GIVEN REQUEST. Print the first line of the material below and each line after it, exactly as written, ending with the line that contains "2.2 L15.8 15".
# start of DATA SECTION
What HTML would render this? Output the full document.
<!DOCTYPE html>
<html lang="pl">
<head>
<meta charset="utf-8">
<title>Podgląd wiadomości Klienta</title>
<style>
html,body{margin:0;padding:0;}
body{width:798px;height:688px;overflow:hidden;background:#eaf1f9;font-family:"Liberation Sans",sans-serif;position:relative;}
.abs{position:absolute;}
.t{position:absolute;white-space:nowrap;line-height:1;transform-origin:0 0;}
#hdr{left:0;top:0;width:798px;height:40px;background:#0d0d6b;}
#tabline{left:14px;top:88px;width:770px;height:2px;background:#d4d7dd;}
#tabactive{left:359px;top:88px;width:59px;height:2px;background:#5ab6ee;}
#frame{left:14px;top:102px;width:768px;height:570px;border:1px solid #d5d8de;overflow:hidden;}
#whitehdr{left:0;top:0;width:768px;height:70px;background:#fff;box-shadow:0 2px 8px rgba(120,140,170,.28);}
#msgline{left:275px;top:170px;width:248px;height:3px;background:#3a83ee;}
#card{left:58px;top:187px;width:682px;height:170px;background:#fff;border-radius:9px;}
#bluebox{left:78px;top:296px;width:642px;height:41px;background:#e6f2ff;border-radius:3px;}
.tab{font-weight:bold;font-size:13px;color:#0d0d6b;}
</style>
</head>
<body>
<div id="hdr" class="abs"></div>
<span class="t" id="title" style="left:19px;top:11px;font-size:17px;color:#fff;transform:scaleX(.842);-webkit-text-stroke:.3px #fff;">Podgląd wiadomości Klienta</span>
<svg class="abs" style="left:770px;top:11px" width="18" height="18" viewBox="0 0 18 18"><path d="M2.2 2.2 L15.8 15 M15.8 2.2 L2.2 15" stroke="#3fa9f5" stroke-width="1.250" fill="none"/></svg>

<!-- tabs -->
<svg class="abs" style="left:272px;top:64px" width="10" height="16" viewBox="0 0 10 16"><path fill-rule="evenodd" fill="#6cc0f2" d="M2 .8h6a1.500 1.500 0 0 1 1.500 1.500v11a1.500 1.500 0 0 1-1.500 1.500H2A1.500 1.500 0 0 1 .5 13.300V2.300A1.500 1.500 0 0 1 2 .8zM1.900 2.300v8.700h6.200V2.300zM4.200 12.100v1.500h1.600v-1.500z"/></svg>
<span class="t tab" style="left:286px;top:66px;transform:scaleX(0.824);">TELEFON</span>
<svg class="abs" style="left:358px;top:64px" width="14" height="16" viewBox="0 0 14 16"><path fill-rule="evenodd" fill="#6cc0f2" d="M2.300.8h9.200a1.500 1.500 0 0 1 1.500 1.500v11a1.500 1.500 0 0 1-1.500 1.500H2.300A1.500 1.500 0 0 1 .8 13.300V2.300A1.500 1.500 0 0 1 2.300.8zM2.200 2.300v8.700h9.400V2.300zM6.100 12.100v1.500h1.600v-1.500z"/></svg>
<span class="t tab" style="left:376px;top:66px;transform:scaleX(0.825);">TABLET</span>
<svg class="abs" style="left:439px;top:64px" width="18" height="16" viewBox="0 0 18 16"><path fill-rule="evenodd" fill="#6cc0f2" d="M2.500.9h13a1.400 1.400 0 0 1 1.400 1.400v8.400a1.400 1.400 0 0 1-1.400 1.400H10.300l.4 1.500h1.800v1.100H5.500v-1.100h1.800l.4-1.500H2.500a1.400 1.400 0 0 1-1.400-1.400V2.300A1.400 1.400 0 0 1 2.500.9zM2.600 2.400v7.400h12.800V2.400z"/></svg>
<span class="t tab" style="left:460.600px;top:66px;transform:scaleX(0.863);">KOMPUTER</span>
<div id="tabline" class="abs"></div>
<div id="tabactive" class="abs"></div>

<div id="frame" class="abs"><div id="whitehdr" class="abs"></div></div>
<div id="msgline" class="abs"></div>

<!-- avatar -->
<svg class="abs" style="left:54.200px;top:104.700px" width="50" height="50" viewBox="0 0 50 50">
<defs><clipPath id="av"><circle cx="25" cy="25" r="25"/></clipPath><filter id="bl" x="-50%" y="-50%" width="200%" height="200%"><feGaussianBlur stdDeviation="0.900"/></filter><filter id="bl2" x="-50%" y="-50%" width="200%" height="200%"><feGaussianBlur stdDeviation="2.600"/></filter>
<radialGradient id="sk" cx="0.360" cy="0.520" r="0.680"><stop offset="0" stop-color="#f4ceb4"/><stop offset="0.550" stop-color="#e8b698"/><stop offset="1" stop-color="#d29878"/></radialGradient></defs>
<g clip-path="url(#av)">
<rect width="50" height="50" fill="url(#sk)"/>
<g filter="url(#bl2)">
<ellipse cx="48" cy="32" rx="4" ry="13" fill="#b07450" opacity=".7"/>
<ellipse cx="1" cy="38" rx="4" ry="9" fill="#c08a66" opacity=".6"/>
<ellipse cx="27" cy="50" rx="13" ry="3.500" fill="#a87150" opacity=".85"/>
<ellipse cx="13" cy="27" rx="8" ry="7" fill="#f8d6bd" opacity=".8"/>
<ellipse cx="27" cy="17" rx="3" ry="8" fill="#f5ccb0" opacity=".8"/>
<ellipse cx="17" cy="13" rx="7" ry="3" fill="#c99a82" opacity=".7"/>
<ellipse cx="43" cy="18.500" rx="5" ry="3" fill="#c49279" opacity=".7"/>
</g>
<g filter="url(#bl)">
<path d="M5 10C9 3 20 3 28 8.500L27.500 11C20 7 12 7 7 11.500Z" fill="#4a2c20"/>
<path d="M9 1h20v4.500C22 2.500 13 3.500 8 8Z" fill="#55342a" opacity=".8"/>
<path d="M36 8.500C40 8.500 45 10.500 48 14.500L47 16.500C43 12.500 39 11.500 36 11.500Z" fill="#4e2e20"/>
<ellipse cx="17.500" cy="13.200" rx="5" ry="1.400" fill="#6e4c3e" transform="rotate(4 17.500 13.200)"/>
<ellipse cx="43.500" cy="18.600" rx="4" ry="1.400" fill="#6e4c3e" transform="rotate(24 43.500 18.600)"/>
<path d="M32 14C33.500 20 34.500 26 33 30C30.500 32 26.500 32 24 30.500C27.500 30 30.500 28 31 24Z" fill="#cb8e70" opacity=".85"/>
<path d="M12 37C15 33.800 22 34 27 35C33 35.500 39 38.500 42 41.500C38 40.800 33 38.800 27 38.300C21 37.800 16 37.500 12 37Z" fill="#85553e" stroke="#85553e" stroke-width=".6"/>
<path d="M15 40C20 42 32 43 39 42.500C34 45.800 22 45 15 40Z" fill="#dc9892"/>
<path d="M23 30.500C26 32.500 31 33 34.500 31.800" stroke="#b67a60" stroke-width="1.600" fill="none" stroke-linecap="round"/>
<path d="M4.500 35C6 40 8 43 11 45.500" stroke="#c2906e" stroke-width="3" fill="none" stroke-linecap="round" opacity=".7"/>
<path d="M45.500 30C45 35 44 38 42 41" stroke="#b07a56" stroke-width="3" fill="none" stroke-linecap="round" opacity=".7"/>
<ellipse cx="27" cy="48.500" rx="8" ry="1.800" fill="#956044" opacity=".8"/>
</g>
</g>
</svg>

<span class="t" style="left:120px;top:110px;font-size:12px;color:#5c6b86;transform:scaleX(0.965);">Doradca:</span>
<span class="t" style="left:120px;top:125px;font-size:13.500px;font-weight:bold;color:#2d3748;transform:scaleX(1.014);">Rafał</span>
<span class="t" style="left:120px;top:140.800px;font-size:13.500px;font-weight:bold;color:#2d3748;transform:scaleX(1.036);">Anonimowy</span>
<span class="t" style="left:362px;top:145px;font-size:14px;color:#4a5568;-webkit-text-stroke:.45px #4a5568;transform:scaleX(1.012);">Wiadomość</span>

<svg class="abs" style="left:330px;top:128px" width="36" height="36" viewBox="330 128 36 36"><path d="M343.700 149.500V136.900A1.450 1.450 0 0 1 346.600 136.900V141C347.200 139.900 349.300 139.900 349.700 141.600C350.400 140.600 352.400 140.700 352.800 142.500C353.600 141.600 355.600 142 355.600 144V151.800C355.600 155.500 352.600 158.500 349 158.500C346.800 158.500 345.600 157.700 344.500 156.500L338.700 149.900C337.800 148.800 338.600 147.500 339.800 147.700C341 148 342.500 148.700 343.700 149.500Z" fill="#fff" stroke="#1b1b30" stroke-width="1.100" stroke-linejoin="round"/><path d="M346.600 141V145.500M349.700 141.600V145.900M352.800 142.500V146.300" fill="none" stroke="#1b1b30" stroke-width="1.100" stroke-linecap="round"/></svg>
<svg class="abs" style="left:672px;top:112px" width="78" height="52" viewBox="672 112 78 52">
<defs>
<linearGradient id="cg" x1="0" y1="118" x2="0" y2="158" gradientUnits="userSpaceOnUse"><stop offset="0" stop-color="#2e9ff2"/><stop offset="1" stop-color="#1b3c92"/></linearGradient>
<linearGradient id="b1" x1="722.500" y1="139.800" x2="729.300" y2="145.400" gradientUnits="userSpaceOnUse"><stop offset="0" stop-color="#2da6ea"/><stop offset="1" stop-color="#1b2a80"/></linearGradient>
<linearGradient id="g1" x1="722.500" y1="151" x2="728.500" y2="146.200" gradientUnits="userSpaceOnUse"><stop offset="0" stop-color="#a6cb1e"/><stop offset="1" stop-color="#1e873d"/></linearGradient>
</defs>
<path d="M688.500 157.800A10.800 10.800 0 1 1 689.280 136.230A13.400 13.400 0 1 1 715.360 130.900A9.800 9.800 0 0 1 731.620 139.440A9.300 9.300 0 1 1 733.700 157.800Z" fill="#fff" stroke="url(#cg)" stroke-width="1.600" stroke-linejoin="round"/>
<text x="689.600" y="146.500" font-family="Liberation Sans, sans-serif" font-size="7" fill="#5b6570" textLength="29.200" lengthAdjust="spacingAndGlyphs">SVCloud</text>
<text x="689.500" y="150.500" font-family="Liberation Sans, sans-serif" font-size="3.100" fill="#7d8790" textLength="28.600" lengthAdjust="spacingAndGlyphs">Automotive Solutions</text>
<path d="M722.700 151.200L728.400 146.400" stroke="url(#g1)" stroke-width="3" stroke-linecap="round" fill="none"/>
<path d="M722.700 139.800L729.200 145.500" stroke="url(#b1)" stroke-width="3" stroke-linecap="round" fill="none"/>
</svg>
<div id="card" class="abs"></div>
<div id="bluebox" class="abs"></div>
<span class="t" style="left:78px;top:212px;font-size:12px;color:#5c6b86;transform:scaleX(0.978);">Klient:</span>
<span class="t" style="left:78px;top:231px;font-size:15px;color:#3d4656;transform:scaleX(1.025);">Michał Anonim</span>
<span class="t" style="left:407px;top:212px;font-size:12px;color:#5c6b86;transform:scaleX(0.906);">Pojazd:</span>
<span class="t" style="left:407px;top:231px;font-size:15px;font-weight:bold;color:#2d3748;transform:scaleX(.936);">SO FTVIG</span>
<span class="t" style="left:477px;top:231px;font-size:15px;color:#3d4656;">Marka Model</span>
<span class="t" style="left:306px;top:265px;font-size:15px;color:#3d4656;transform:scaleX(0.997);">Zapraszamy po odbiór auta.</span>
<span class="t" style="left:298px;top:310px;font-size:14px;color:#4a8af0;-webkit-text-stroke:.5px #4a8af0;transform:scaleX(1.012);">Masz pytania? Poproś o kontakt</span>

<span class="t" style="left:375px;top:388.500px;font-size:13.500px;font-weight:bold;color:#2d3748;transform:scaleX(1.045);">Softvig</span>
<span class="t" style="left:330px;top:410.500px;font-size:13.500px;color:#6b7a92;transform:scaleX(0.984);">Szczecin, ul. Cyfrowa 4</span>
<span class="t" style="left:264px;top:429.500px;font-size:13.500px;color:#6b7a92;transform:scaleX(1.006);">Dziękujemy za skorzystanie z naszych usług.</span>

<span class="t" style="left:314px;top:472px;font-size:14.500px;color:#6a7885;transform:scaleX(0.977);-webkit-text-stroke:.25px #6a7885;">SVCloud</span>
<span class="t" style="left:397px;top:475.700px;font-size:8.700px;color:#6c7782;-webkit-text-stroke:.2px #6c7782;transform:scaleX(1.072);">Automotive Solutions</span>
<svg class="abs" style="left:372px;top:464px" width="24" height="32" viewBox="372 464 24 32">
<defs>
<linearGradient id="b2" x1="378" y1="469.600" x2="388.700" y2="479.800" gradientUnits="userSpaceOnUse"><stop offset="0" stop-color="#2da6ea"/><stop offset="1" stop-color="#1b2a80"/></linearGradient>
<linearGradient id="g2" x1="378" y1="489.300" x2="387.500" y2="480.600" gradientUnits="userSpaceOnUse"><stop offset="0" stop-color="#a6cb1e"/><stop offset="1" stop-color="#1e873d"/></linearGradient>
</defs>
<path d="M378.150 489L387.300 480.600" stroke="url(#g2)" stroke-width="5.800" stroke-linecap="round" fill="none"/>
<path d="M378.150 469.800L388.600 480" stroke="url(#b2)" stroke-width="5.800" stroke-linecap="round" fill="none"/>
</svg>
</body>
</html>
# end of DATA SECTION
RESULT.
What HTML would render this? Output the full document.
<!DOCTYPE html>
<html lang="pl">
<head>
<meta charset="utf-8">
<title>Podgląd wiadomości Klienta</title>
<style>
html,body{margin:0;padding:0;}
body{width:798px;height:688px;overflow:hidden;background:#eaf1f9;font-family:"Liberation Sans",sans-serif;position:relative;}
.abs{position:absolute;}
.t{position:absolute;white-space:nowrap;line-height:1;transform-origin:0 0;}
#hdr{left:0;top:0;width:798px;height:40px;background:#0d0d6b;}
#tabline{left:14px;top:88px;width:770px;height:2px;background:#d4d7dd;}
#tabactive{left:359px;top:88px;width:59px;height:2px;background:#5ab6ee;}
#frame{left:14px;top:102px;width:768px;height:570px;border:1px solid #d5d8de;overflow:hidden;}
#whitehdr{left:0;top:0;width:768px;height:70px;background:#fff;box-shadow:0 2px 8px rgba(120,140,170,.28);}
#msgline{left:275px;top:170px;width:248px;height:3px;background:#3a83ee;}
#card{left:58px;top:187px;width:682px;height:170px;background:#fff;border-radius:9px;}
#bluebox{left:78px;top:296px;width:642px;height:41px;background:#e6f2ff;border-radius:3px;}
.tab{font-weight:bold;font-size:13px;color:#0d0d6b;}
</style>
</head>
<body>
<div id="hdr" class="abs"></div>
<span class="t" id="title" style="left:19px;top:11px;font-size:17px;color:#fff;transform:scaleX(.842);-webkit-text-stroke:.3px #fff;">Podgląd wiadomości Klienta</span>
<svg class="abs" style="left:770px;top:11px" width="18" height="18" viewBox="0 0 18 18"><path d="M2.2 2.2 L15.8 15 M15.8 2.2 L2.2 15" stroke="#3fa9f5" stroke-width="1.250" fill="none"/></svg>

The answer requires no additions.